AIM OF THE EXERCISE:
Write again exactly the lines in the listing below, starting at the line with "and Tailwind CSS." and ending at the line with "string; sheet: string;", both included. Pictures are not copied.

INFORMATION SHOWN:
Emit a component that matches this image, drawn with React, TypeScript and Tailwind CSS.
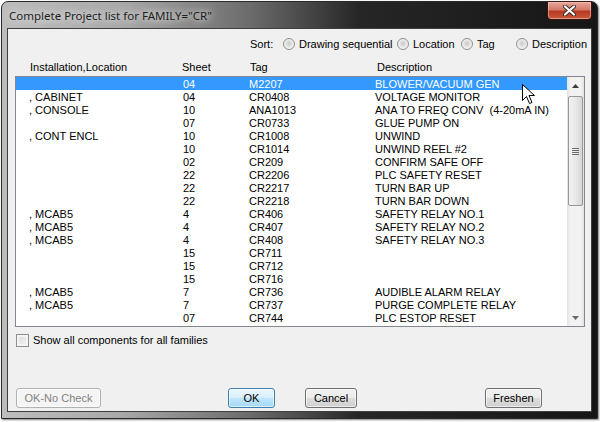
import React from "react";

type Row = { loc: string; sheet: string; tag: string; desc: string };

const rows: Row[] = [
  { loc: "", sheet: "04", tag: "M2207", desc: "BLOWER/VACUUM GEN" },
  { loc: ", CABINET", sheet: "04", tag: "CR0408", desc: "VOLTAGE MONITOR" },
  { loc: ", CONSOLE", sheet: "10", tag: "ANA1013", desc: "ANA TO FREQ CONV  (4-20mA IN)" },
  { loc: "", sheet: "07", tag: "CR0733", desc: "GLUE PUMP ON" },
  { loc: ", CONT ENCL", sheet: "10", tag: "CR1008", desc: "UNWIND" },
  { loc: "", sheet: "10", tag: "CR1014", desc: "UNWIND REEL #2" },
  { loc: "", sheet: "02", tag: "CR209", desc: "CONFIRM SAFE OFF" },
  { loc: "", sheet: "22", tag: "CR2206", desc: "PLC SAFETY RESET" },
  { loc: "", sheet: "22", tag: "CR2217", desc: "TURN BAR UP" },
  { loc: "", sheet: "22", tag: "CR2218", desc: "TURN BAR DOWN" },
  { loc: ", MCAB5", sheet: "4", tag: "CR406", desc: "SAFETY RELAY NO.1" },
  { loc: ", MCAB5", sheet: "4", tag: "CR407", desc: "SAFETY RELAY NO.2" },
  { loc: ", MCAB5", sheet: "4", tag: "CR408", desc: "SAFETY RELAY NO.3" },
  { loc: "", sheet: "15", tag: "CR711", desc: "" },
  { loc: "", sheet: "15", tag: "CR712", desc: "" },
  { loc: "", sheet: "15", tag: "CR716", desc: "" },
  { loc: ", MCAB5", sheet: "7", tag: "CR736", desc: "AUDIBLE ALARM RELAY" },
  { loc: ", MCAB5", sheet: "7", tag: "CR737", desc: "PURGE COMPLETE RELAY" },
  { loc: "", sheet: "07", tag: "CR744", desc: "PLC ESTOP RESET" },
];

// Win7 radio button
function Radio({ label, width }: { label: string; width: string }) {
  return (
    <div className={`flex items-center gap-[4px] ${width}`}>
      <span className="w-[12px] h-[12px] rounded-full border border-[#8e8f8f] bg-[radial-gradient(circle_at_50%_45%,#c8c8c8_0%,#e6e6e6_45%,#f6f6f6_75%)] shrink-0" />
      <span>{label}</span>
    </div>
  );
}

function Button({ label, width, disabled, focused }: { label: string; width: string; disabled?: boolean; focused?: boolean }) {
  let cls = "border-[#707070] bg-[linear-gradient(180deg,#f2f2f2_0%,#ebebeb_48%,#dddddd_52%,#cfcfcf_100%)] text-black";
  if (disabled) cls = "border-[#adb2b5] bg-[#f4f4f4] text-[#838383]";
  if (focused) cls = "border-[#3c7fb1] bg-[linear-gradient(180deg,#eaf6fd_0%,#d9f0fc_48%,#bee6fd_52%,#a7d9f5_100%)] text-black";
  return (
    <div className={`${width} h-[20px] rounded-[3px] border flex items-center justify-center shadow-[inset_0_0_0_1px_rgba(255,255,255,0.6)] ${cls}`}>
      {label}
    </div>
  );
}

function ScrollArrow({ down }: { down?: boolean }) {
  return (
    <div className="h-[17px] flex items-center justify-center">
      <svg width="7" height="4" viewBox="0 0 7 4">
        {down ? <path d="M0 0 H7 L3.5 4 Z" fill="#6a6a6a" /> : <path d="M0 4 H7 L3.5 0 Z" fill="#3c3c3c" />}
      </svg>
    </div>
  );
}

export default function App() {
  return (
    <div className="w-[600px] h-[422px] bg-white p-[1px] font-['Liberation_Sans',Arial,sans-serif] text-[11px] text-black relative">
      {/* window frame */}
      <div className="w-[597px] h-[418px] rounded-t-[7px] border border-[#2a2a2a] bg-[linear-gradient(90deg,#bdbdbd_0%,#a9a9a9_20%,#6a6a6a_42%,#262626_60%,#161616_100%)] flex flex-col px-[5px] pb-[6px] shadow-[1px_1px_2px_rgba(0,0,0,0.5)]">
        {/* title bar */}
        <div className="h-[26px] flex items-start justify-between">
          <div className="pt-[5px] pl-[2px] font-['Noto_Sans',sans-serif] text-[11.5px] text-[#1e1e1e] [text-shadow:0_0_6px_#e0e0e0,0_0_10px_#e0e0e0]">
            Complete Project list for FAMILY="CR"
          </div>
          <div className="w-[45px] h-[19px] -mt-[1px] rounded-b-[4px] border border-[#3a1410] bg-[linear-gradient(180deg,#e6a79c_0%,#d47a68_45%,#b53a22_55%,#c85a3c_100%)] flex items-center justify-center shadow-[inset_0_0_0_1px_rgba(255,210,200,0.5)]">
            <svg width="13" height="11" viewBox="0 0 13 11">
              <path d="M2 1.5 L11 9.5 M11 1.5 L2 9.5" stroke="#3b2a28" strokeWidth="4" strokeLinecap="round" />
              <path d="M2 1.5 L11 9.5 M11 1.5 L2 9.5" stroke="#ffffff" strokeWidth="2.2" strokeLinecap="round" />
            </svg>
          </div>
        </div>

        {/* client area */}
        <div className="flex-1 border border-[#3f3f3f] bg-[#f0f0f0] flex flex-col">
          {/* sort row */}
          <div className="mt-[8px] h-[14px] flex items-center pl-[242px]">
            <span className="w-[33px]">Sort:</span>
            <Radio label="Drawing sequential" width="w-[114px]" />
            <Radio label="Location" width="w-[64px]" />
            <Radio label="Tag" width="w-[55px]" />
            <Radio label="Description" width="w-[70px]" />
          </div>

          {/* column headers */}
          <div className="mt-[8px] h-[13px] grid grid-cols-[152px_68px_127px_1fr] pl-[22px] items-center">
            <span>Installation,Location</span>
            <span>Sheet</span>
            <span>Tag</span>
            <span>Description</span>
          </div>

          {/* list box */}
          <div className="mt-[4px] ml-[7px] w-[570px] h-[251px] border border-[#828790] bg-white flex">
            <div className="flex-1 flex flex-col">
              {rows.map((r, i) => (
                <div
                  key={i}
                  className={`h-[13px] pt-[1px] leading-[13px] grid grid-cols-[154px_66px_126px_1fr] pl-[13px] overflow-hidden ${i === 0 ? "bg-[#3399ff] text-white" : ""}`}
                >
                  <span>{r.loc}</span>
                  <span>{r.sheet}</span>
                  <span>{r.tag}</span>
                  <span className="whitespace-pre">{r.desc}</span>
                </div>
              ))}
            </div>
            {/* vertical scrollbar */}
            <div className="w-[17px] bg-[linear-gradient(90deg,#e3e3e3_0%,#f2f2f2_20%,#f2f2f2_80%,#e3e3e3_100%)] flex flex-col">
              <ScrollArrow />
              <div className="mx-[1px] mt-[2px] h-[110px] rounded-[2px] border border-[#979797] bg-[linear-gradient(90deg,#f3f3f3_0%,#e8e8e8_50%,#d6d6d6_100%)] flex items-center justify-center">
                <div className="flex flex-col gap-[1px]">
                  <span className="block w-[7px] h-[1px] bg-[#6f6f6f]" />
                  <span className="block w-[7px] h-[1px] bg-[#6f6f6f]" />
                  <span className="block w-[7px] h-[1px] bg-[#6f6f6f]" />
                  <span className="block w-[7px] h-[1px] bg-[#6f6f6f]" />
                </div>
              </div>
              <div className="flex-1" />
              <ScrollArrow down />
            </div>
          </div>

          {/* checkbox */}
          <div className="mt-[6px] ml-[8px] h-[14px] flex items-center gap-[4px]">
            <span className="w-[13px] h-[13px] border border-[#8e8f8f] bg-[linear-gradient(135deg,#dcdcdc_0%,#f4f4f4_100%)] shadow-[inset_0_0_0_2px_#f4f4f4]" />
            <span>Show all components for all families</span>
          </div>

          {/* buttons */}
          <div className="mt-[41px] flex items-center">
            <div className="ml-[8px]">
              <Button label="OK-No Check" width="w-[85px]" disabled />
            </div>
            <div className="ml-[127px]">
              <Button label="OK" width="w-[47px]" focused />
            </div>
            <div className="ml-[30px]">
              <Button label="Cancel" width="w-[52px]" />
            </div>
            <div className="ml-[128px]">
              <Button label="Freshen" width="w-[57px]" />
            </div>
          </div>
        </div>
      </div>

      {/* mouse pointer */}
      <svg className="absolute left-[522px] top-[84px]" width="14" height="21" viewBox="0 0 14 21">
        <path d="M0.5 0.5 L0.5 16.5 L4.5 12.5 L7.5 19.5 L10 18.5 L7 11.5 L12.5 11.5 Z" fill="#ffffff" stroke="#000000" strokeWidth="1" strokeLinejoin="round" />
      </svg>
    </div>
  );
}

...

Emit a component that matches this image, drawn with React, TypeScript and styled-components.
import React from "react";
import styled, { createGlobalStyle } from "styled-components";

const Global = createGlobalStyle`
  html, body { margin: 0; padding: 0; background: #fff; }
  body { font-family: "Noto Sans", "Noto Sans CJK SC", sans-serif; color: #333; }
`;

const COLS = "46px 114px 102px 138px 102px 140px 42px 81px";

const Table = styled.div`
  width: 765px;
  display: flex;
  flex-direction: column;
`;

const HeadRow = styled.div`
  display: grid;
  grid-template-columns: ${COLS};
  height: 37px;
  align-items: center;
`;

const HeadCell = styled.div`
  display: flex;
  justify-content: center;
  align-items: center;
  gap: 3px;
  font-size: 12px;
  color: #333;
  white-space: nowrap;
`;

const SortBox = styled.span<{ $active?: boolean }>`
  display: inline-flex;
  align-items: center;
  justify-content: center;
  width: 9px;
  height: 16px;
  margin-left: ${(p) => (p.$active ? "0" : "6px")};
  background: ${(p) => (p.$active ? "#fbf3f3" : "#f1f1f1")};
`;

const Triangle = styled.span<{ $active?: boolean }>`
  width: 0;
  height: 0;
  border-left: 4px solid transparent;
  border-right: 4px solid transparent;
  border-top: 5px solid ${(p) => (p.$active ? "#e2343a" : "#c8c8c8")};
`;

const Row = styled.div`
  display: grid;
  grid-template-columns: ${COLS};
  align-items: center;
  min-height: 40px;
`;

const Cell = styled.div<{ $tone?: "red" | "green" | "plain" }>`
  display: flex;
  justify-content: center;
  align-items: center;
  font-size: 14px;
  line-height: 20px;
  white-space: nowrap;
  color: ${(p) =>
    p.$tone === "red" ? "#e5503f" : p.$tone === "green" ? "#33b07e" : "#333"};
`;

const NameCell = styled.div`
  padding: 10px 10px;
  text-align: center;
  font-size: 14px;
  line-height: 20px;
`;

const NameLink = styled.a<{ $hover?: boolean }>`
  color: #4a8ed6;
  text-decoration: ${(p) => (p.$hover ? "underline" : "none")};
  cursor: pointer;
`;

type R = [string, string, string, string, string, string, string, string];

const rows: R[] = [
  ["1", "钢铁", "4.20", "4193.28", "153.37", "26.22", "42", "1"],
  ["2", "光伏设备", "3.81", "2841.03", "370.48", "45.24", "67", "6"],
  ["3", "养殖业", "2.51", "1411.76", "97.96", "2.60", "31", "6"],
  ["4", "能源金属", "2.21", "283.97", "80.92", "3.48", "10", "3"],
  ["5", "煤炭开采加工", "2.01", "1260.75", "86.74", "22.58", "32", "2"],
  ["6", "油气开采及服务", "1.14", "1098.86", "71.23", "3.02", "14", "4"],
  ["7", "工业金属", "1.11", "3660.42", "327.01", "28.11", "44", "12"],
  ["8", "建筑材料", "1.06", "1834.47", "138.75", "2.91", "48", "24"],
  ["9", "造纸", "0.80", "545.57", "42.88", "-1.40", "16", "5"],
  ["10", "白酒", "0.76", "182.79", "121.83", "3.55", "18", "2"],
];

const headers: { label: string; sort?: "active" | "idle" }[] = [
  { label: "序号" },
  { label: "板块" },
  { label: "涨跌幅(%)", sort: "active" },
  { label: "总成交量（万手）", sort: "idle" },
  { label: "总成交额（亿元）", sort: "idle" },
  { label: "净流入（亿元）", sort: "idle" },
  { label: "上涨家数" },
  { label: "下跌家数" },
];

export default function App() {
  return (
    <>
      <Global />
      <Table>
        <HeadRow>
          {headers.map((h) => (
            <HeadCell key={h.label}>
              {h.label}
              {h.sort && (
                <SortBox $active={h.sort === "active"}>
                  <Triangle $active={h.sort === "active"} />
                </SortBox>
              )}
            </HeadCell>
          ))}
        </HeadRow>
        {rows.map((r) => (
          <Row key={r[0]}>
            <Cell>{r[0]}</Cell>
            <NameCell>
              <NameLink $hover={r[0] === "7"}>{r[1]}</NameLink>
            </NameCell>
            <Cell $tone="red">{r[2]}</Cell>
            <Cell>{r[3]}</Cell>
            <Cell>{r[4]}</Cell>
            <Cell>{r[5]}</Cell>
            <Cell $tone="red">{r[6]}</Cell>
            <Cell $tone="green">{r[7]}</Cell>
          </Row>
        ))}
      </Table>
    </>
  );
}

RESPONSE:
Emit a component that matches this image, drawn with React, TypeScript and Tailwind CSS.
import React from "react";

type Row = { loc: string; sheet: string; tag: string; desc: string };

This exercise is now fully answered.